YMCA fights rise in drowning deaths with free swim lessons

It is surely going to feel like summer this weekend as dangerous heat takes hold. 

The FOX 5 Storm Team is forecasting the hottest weekend of the year so far. 

To beat the heat, some will head to a pool or lake, but it also comes with some dangers with drowning deaths on the rise. 

A local organization wants to change that and, in some cases, is offering free swimming lessons. 

Parents tell FOX 5 they are happy to have the lessons available. 

"Anything can happen here, so it’s important for her to know how to swim and then also know safety precautions," said Joshua Mason, whose 7-year-old daughter is learning how to swim. 

Summer swimming can be dangerous if you don’t know how to properly swim.

Summer swimming can be dangerous if you don’t know how to properly swim.  (FOX 5)

Mason says his goal is for her to learn what she needs to stay safe. 

"At least for her to know how to pull her head underwater and swim back to safety," he said. 

SEE ALSO: Father’s Day weekend to be hotter than normal, air quality alert 

The YMCA says it is the largest provider of swimming lessons in the country. So far this year in the Atlanta area, it has taught more than 8,000 lessons with plans to double that number this summer. 

"Learning to swim is a must, not a want, and so every child needs to have those skills," said Megan Benvenuto from the YMCA of Metro Atlanta. 

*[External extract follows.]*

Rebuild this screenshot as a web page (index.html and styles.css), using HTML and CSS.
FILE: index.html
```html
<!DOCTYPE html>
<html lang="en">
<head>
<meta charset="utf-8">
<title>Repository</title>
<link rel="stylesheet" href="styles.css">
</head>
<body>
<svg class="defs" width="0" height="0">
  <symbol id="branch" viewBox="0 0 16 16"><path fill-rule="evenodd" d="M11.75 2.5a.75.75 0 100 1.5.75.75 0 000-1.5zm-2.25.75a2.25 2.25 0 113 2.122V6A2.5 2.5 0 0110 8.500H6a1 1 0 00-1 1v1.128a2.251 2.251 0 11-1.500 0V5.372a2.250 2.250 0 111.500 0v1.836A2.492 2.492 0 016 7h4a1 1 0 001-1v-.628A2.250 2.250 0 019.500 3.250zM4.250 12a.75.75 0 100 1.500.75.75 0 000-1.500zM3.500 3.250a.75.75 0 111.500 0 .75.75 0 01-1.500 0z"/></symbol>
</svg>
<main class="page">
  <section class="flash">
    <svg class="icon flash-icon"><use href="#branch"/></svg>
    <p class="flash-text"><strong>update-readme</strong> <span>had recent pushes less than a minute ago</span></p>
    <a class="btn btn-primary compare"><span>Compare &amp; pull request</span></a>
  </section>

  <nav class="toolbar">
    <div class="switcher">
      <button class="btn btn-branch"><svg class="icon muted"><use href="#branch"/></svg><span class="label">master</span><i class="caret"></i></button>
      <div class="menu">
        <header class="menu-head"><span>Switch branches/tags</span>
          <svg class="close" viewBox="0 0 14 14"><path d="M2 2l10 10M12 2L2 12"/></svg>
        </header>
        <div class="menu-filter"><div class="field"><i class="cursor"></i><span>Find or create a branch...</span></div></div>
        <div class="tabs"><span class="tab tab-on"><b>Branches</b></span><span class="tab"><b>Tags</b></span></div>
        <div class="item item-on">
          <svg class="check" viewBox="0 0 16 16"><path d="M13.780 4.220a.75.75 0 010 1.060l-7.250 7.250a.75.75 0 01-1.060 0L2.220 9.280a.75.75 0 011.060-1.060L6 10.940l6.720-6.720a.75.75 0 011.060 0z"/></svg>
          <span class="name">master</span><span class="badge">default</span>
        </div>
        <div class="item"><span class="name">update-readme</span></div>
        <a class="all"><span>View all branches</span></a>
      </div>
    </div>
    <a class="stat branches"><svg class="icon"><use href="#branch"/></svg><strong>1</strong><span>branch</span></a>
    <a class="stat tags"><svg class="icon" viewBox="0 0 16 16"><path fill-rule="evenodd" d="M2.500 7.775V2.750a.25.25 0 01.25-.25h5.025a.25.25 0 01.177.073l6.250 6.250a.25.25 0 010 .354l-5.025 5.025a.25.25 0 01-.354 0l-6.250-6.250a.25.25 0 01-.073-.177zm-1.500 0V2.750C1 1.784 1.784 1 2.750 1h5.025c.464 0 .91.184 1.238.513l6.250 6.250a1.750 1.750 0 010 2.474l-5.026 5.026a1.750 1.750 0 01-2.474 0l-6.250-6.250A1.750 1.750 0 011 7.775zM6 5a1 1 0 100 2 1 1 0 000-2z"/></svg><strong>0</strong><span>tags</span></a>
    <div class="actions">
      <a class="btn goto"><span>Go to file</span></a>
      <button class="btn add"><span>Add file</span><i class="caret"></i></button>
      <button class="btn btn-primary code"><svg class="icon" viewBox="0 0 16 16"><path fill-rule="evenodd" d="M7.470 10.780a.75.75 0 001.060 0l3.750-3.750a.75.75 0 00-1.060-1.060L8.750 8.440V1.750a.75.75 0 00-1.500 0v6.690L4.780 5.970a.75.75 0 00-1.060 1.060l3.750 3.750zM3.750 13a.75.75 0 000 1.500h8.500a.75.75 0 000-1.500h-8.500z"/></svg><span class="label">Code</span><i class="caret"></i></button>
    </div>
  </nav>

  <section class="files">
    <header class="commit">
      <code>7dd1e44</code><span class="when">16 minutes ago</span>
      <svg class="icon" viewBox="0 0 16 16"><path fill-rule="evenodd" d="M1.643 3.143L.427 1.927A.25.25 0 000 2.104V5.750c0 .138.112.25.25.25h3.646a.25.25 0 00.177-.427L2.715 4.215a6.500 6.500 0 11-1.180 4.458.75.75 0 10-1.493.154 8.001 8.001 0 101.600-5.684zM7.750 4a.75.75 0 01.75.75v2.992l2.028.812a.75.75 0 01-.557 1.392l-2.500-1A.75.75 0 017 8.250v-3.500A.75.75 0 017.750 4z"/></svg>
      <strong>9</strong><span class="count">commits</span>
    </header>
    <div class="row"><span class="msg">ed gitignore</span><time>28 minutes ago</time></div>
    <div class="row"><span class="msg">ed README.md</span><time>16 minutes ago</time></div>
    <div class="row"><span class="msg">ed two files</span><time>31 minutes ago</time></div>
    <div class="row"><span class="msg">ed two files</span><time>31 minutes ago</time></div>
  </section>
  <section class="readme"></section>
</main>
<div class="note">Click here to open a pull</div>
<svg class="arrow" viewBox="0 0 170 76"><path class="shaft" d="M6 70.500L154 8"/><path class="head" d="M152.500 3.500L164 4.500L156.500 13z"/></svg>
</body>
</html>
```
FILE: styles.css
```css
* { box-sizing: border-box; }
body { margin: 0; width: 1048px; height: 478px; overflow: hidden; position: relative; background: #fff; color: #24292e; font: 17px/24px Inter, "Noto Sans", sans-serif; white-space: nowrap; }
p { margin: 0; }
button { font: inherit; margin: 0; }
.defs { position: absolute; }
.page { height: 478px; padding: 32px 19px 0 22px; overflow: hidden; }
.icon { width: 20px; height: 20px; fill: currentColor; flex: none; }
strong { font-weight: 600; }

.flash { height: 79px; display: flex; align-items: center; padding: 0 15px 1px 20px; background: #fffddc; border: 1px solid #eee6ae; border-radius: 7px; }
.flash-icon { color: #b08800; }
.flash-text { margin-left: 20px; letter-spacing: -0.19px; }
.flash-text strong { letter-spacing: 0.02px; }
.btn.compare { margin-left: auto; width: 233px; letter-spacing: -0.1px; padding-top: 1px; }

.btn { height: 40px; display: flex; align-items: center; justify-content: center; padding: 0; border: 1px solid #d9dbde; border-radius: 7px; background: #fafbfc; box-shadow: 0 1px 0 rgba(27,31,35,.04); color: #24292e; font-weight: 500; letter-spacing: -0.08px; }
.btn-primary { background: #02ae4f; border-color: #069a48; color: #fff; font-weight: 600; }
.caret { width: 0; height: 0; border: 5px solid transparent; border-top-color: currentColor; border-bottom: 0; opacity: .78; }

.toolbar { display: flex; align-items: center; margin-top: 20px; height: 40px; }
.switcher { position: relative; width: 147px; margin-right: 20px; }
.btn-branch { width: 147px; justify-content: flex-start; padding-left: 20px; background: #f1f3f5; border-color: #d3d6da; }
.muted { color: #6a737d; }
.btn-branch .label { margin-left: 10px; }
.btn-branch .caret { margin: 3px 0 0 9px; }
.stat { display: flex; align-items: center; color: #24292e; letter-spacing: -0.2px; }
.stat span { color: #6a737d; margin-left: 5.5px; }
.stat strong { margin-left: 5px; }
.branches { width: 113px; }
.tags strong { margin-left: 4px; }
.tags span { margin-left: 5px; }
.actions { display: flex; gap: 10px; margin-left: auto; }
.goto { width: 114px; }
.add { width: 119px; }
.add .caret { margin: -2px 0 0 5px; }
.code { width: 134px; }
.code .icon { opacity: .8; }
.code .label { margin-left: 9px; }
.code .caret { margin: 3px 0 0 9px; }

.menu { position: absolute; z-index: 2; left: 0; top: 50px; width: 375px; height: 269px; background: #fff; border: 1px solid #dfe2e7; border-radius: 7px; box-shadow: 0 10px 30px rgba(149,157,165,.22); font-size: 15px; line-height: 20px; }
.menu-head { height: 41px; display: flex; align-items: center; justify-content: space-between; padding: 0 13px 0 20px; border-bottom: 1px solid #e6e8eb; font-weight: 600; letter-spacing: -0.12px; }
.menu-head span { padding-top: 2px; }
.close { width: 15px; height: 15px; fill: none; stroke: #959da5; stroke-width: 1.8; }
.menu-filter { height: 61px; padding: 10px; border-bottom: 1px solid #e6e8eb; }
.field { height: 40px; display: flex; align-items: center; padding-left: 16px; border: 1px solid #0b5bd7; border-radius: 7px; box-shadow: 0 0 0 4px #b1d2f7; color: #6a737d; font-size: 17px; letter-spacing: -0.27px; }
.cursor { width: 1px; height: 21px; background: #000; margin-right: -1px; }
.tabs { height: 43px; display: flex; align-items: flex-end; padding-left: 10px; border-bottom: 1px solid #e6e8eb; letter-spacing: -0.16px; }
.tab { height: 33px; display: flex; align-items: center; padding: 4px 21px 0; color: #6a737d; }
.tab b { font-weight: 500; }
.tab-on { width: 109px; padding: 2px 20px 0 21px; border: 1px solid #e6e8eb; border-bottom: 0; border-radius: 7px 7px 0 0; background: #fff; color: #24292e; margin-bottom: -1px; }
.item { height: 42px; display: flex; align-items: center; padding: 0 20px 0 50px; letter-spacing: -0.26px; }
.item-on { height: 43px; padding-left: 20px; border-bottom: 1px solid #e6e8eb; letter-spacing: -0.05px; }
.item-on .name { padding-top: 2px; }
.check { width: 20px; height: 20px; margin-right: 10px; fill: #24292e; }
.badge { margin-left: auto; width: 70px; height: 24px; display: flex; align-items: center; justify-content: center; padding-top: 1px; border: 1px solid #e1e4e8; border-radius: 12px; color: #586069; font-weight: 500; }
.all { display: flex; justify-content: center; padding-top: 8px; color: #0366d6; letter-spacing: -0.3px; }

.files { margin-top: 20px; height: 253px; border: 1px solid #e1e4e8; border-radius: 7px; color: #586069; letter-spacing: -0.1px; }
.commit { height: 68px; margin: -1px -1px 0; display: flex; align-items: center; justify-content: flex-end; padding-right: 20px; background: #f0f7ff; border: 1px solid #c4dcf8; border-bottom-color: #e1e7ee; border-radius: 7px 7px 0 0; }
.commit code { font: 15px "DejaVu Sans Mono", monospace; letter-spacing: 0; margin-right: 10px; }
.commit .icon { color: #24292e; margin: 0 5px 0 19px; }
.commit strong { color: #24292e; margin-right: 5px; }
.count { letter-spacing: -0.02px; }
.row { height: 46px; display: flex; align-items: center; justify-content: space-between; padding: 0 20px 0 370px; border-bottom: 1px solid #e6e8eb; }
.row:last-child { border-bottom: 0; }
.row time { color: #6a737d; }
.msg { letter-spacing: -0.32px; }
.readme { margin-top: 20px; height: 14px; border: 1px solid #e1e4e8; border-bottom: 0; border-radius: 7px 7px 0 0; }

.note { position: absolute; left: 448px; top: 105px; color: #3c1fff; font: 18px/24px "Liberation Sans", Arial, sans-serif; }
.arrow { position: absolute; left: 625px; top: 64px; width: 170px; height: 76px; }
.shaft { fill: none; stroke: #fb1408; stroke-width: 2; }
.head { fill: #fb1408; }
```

The YMCA of Metro Atlanta offers paid classes as well as free ones and scholarships. It says each summer they see more of a need. 

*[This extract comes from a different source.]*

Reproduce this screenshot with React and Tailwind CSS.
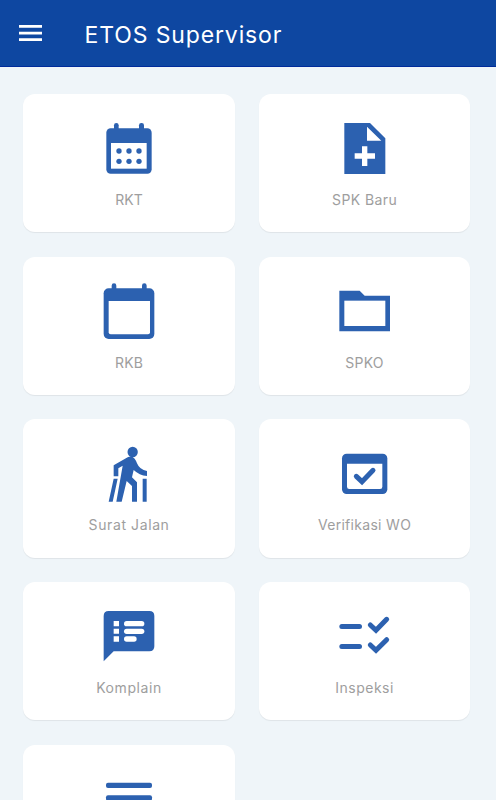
import React from 'react';

function Icon({ dx = -19, dy = -9.3, children }) {
  return (
    <svg className="h-[60px] w-[60px] shrink-0" viewBox="0 0 60 60" fill="#2c61b0">
      <g transform={`translate(${dx} ${dy}) scale(0.33333)`}>{children}</g>
    </svg>
  );
}

const items = [
  {
    label: 'RKT',
    tracking: 'tracking-[0px]',
    icon: (
      <Icon dy={-9}>
        <rect x="102" y="39" width="14" height="30" rx="7" />
        <rect x="177" y="39" width="15" height="30" rx="7" />
        <rect x="79" y="55" width="136" height="136" rx="13" />
        <rect x="93" y="99" width="107" height="77" fill="#fff" />
        {[117, 147, 177].map((x) => (
          <React.Fragment key={x}>
            <circle cx={x} cy="123" r="8" />
            <circle cx={x} cy="154" r="8" />
          </React.Fragment>
        ))}
      </Icon>
    ),
  },
  {
    label: 'SPK Baru',
    tracking: 'tracking-[0.4px]',
    icon: (
      <Icon dx={-20} dy={-9}>
        <path d="M88 39H165L211 85V192H88Z" />
        <path d="M156 50V92H199ZM141 109H157V130H180V146H157V168H141V146H119V130H141Z" fill="#fff" />
      </Icon>
    ),
  },
  {
    label: 'RKB',
    tracking: 'tracking-[0.2px]',
    icon: (
      <Icon dy={-9.7}>
        <rect x="95" y="33" width="14" height="30" rx="7" />
        <rect x="186" y="33" width="14" height="30" rx="7" />
        <rect x="71" y="48" width="152" height="152" rx="15" />
        <path d="M86 86H210V180Q210 186 204 186H92Q86 186 86 180Z" fill="#fff" />
      </Icon>
    ),
  },
  {
    label: 'SPKO',
    tracking: 'tracking-[0.2px]',
    icon: (
      <Icon dx={-20} dy={-10}>
        <path d="M73 56H134L149 71H225V178H73Z" />
        <rect x="88" y="86" width="123" height="76" fill="#fff" />
      </Icon>
    ),
  },
  {
    label: 'Surat Jalan',
    tracking: 'tracking-[0.6px]',
    icon: (
      <Icon dy={-9}>
        <circle cx="158" cy="51" r="15.5" />
        <path d="M101 124V91L143 67Q155 61 164 71Q168 76 171 85Q179 105 201 108V123Q178 121 161 105L156 127L171 142V200H156V153L140 138L125 200H109L128 92L115 100V124Z" />
        <path d="M101 131H113L98 200H86ZM188 131H200V200H188Z" />
      </Icon>
    ),
  },
  {
    label: 'Verifikasi WO',
    tracking: 'tracking-[0.3px]',
    icon: (
      <Icon dx={-25} dy={-9}>
        <rect x="96" y="56" width="136" height="121" rx="14" />
        <path d="M111 86H217V155Q217 162 210 162H118Q111 162 111 155Z" fill="#fff" />
        <path d="M139 124L156 140L189 106" fill="none" stroke="#2c61b0" strokeWidth="15" strokeLinecap="round" />
      </Icon>
    ),
  },
  {
    label: 'Komplain',
    tracking: 'tracking-[0.6px]',
    icon: (
      <Icon dy={-10}>
        <path d="M86 42H208Q223 42 223 57V148Q223 163 208 163H101L71 193V57Q71 42 86 42Z" />
        <path d="M101 72H117V88H101ZM101 95H117V110H101ZM101 118H117V134H101Z" fill="#fff" />
        <g fill="#fff">
          <rect x="132" y="72" width="61" height="16" rx="8" />
          <rect x="132" y="95" width="61" height="16" rx="8" />
          <rect x="132" y="118" width="38" height="16" rx="8" />
        </g>
      </Icon>
    ),
  },
  {
    label: 'Inspeksi',
    tracking: 'tracking-[0.5px]',
    icon: (
      <Icon dx={-20} dy={-10}>
        <rect x="73" y="81" width="68" height="15" rx="7.5" />
        <rect x="73" y="141" width="68" height="15" rx="7.5" />
        <path d="M166 84L183 100L215 67M166 144L183 160L215 128" fill="none" stroke="#2c61b0" strokeWidth="15" strokeLinecap="round" />
      </Icon>
    ),
  },
  {
    label: '',
    tracking: '',
    icon: (
      <Icon dx={0} dy={0}>
        <rect x="21" y="41" width="138" height="16" rx="6" />
        <rect x="21" y="79" width="138" height="16" rx="6" />
        <rect x="21" y="117" width="138" height="16" rx="6" />
      </Icon>
    ),
  },
];

export default function App() {
  return (
    <div className="flex h-screen w-full flex-col overflow-hidden bg-[#eff5f9] font-[Inter,Roboto,sans-serif]">
      <header className="flex h-[67px] shrink-0 items-center border-b border-[#002b9b] bg-[#0e47a1] pl-[19px] text-white">
        <svg className="h-4 w-[23px] shrink-0" viewBox="0 0 23 16" fill="#fff">
          <path d="M0 0H23V2.7H0ZM0 6.7H23V9.4H0ZM0 13.3H23V16H0Z" />
        </svg>
        <h1 className="ml-[42.5px] pt-[3px] text-[23px] leading-8 tracking-[0.87px] whitespace-nowrap">ETOS Supervisor</h1>
      </header>
      <main className="grid shrink-0 auto-rows-[138.2px] grid-cols-[211.5px_211.5px] gap-x-[24px] gap-y-[24.4px] pt-[27.2px] pl-[23.3px]">
        {items.map((item, i) => (
          <div key={i} className="flex flex-col items-center rounded-[12px] bg-white pt-[24.8px] shadow-[0_1px_1px_rgba(0,0,0,0.07)]">
            {item.icon}
            <span className={`mt-[11px] text-[14px] leading-5 whitespace-nowrap text-[#9e9e9e] ${item.tracking}`}>{item.label}</span>
          </div>
        ))}
      </main>
    </div>
  );
}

"Every year, aquatics directors across Metro Atlanta try to figure out a way to bring on more staff, get them trained, get everyone certified, so they can go out and provide these quality lessons to the kids that need it the most," Benvenuto said. 

According to the Center for Disease Control and Prevention, after dropping for decades, drowning deaths have been increasing since 2020, up about 10% from before the pandemic. The agency says drowning is the leading cause of death among kids ages 1 to 4 and the second leading cause among children up to age 14. 

"Nobody should lose a loved one to drowning and I think what's really important to note is that drowning is preventable," said Dr. Tessa Clemens. 

Dr. Clemens is a drowning prevention researcher at the CDC. She’s also a former lifeguard and swim instructor. 

"We certainly don't want to see drowning numbers increasing, and we know that it's never too late to learn how to swim," she said. 

Besides learning to swim, experts recommend that someone should always supervise swimmers in the water and pools should have barriers and alarms. 

Drownings can occur in less than a minute and oftentimes kids are the victims. 

That is why so many organizations worry about the numbers rising.